Brain Biomarker of Endogenous Analgesia in Patients With Chronic Knee Pain

This case-control study in patients with knee osteoarthritis and pain-free control individuals aims to develop a brain biomarker of endogenous analgesia that may be used in subsequent clinical trials. Deficits in central nervous system (CNS) pain inhibition may contribute to chronic pain intensity, but quantitative sensory testing (QST) methods are limited. Incorporating brain imaging to assessments of CNS pain inhibition, by examining activity in relevant brain networks, would allow for an objective, physiologic measure of CNS pain inhibition. Preliminary data in pain-free volunteers implicate cortical activity measured with functional near-infrared spectroscopy (fNIRS) during CNS pain inhibition. Broadly, the investigators hypothesize that variability in CNS pain inhibition contributes to variability in clinical pain intensity.

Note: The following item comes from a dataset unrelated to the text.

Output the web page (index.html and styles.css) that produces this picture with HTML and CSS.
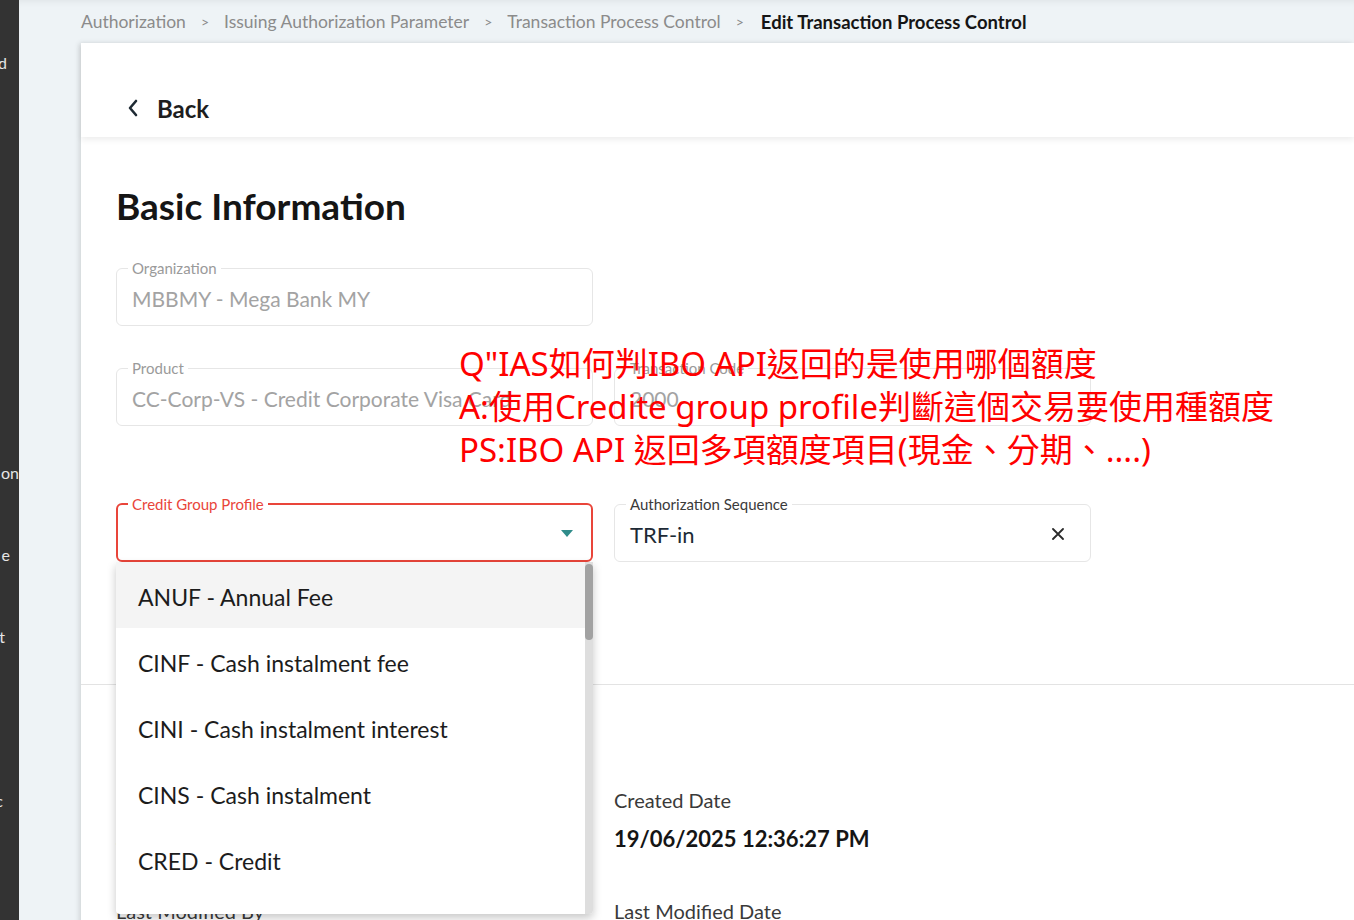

The objective of this study is to identify the neural correlates of central nervous system (CNS) pain inhibition in patients with knee osteoarthritis (OA) and determine how the correlates relate to clinical chronic (i.e., greater than 6 months) knee pain. To attain this objective, the investigators will test the following working hypotheses: (H1) in knee OA patients with moderate osteoarthritis but severe knee pain, cortical correlates of CNS pain inhibition are diminished compared to patients with less knee pain and (H2) provocation of clinical knee pain with ambulation produces greater pain-related cortical activation in patients with greater clinical knee pain at baseline. The study will also compare patients with knee OA to a control group to test the hypothesis (H3) that CNS pain inhibition behavioral and functional near-infrared spectroscopy (fNIRS) brain imaging measures are diminished in knee OA. Finally, in exploratory analysis, the investigators hypothesize that cortical functional connectivity is altered in patients with greater knee pain. The study approach is to measure brain activity in patients with knee osteoarthritis, divided into high pain intensity and low pain intensity groups, and in pain-free controls with fNIRS scanning during rest, quantitative sensory testing (QST) measures of CNS pain inhibition (conditioned pain modulation and offset analgesia), and walking and stair climbing tasks. The rationale is that successful completion of this study will determine whether fNIRS measures relate to QST measures of CNS pain inhibition and clinical pain intensity both at rest and during activity. This fundamental knowledge, in combination with prior studies of conditioned pain modulation (CPM), will be important to understanding how CNS pain inhibition may contribute to a range of chronic pain syndromes.